:: SUPPLIED MATERIAL ::
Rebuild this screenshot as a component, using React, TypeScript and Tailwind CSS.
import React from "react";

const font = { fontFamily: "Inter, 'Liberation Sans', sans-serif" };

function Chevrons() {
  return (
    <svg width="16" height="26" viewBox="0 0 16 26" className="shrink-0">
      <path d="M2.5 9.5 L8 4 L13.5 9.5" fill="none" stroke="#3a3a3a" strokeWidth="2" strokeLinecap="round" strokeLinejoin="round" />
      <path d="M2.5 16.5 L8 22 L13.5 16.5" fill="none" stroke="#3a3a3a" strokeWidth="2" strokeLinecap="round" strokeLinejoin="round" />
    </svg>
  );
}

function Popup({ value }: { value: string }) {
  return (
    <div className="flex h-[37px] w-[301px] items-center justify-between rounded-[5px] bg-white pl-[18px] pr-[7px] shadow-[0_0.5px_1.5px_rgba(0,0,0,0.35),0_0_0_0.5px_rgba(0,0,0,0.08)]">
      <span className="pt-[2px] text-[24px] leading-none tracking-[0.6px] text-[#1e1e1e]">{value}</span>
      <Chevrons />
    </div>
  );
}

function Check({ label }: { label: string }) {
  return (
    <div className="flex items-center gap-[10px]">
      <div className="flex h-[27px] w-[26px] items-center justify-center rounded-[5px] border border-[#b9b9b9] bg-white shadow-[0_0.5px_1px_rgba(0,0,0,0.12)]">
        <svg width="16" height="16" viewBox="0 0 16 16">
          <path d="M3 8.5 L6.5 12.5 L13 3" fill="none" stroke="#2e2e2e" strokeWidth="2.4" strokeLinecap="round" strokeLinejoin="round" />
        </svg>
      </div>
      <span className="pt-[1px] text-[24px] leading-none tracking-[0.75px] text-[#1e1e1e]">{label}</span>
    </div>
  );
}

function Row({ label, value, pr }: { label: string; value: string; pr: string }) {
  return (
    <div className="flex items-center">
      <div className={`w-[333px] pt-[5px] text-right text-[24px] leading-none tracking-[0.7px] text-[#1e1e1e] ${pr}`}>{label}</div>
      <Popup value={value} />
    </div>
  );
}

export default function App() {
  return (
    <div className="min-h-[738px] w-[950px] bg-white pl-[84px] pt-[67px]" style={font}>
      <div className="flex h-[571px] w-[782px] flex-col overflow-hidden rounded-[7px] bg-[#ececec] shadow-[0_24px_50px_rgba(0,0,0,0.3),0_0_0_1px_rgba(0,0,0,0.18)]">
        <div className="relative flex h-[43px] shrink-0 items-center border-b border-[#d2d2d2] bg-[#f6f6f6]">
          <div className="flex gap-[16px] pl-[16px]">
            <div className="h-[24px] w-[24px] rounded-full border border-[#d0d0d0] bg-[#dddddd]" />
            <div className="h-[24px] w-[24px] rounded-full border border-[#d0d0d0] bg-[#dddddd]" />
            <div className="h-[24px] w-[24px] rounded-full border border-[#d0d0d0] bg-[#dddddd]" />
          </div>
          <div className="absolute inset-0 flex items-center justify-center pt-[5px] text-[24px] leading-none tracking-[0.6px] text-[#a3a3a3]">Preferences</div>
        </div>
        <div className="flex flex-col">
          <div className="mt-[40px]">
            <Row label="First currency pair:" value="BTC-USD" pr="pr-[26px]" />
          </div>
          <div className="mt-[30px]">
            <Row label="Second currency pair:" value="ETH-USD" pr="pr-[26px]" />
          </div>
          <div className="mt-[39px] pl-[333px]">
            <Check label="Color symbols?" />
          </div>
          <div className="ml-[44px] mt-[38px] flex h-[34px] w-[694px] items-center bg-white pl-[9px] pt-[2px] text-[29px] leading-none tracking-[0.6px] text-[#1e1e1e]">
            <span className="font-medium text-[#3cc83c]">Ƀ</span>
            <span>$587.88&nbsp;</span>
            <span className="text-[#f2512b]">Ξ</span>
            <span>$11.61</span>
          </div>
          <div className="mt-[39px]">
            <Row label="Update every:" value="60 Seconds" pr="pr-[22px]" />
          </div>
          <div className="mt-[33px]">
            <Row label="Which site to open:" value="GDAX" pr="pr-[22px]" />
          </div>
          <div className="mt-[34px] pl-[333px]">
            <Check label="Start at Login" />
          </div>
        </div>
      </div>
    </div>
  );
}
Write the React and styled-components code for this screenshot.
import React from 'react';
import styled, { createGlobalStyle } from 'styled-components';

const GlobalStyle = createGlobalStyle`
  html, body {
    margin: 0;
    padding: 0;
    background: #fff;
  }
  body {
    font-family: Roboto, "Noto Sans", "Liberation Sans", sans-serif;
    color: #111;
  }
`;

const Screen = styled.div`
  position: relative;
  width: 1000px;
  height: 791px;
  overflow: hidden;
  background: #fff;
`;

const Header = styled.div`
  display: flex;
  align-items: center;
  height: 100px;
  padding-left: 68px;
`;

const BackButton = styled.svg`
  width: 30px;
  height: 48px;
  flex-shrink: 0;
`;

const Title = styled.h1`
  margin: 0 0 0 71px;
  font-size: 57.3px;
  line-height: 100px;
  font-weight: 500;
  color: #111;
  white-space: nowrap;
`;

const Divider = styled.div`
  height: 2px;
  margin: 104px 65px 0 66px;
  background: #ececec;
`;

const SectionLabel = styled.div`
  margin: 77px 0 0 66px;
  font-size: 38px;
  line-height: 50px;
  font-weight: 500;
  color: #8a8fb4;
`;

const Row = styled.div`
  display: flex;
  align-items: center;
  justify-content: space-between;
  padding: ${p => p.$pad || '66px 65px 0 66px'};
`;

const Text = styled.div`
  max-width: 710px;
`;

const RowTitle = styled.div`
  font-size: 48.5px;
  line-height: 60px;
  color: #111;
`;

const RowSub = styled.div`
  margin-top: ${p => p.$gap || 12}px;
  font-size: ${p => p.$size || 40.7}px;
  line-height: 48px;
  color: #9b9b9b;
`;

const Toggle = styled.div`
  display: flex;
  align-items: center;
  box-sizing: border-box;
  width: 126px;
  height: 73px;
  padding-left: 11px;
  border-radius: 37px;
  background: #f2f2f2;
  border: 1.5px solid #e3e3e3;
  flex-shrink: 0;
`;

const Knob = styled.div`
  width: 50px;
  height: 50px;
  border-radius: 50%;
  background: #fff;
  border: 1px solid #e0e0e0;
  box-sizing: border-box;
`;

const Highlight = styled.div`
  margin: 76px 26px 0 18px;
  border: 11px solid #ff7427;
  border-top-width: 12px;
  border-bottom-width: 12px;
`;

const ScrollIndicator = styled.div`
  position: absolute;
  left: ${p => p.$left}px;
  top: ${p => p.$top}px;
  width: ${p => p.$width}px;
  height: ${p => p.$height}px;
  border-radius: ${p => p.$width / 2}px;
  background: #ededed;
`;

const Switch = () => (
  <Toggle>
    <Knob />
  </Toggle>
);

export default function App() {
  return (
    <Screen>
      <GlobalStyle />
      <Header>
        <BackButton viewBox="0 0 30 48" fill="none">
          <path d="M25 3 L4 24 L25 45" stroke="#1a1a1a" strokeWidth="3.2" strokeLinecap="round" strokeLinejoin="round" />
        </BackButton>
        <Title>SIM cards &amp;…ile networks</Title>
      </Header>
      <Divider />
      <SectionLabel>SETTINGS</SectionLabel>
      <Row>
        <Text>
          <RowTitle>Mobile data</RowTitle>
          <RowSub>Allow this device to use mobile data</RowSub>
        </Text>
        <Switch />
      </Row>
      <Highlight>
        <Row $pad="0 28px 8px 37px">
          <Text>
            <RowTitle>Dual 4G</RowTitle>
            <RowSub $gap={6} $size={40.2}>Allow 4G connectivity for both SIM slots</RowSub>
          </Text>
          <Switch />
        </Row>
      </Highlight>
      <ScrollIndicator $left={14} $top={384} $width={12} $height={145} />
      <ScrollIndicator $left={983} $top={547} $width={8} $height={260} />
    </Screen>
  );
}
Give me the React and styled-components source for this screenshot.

:: INSTRUCTIONS FOR THE TASK ::
Using the records given above, list every line that includes the word "this".

:: EXPECTED OUTPUT ::
Rebuild this screenshot as a component, using React, TypeScript and Tailwind CSS.
Write the React and styled-components code for this screenshot.
          <RowSub>Allow this device to use mobile data</RowSub>
Give me the React and styled-components source for this screenshot.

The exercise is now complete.